A Few Words About the Find Command

The find program is a very powerful system administration tool. This command is used by the updatedb script as well as various /etc/crontab scripts when installed on your system. The command requires a bit of studying due to the complexity of the syntax of some of the switches. You'll need to know it well, in order to run find in the background or via scripts or crontab without user interaction. Running it this way is necessary, because on a large system, find can take some time to complete execution.

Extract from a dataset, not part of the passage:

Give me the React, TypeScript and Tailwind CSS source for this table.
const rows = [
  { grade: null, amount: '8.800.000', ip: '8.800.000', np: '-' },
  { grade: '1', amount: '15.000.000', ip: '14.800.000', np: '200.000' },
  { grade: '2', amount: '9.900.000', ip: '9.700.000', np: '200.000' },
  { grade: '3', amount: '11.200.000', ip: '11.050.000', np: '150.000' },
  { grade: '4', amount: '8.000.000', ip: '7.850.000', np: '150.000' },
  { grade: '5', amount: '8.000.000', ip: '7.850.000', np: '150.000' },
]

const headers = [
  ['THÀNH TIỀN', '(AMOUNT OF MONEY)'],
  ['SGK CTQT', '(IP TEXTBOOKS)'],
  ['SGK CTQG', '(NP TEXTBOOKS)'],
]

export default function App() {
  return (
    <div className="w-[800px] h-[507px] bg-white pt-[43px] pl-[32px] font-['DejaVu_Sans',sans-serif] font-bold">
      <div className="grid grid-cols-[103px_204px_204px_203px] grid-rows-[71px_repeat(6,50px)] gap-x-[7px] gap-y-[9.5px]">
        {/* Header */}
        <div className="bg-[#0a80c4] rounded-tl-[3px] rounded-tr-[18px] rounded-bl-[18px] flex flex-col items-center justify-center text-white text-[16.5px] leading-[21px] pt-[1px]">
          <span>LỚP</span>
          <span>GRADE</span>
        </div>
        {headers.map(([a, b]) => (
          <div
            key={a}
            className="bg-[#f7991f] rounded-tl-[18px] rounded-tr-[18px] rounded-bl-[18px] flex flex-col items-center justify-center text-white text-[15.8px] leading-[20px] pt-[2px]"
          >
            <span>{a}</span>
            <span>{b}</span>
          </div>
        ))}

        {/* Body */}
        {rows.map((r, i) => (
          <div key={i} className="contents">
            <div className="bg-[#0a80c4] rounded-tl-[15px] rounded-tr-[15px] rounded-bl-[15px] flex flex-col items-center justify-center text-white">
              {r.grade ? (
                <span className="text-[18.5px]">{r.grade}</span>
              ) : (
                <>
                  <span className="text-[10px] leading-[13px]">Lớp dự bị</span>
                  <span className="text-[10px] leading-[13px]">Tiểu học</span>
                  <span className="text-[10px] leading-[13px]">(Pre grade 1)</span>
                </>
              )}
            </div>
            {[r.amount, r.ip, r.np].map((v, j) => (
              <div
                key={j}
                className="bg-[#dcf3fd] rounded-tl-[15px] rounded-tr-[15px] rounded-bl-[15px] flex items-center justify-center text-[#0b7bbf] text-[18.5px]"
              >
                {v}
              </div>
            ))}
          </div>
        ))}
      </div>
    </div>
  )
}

To use find from the command line, type:

find / -nouser

This is a very simple example. find begins at the root (/) directory and searches recursively through all the subdirectories for files that don't belong to any user listed in the /etc/passwd file. This search can take a long time to finish, so you might want to run the command in the background:

find / -nouser > $HOME/myfile &

This command is similar to the one above but will redirect the output to myfile in your home directory and execute in the background. If you run find as any user except root on the entire directory tree, expect to see “permission denied” errors for directories you aren't permitted to read. If you think you'll forget to read the file, you can give the following one-line command (it will wrap to column width here):

find / -nouser > $HOME/myfile; if [-s $HOME/myfile]; then /bin/mail
-s "Unknown UIDs" root < $HOME/myfile; fi; rm $HOME/myfile &

This series of commands adds a few small details. Following creation of myfile, the command then checks to see if myfile both exists and is not empty (zero length). If it contains data (non-zero length), the file is mailed to root with the subject line of “Unknown UIDs”. The fi ends the “if-then” condition and the file, regardless of size, is deleted. Note that I use the ; (semicolon) character to separate commands. If you put this on a command line, it must be all one line. If you put this in a script, you can use enter in place of the ; and you don't need to include the & (ampersand). You will use the ampersand when you call the script. Also, you will need to include the following line (as the very first line) of the script:

#!/bin/sh

Then, to make the file executable, type chmod 755, and you can call the script from cron or the command line. Alternately, just include the find statement above in a properly formated crontab line, and it will execute periodically automatically and mail you if any files exist that don't belong to a recognized user.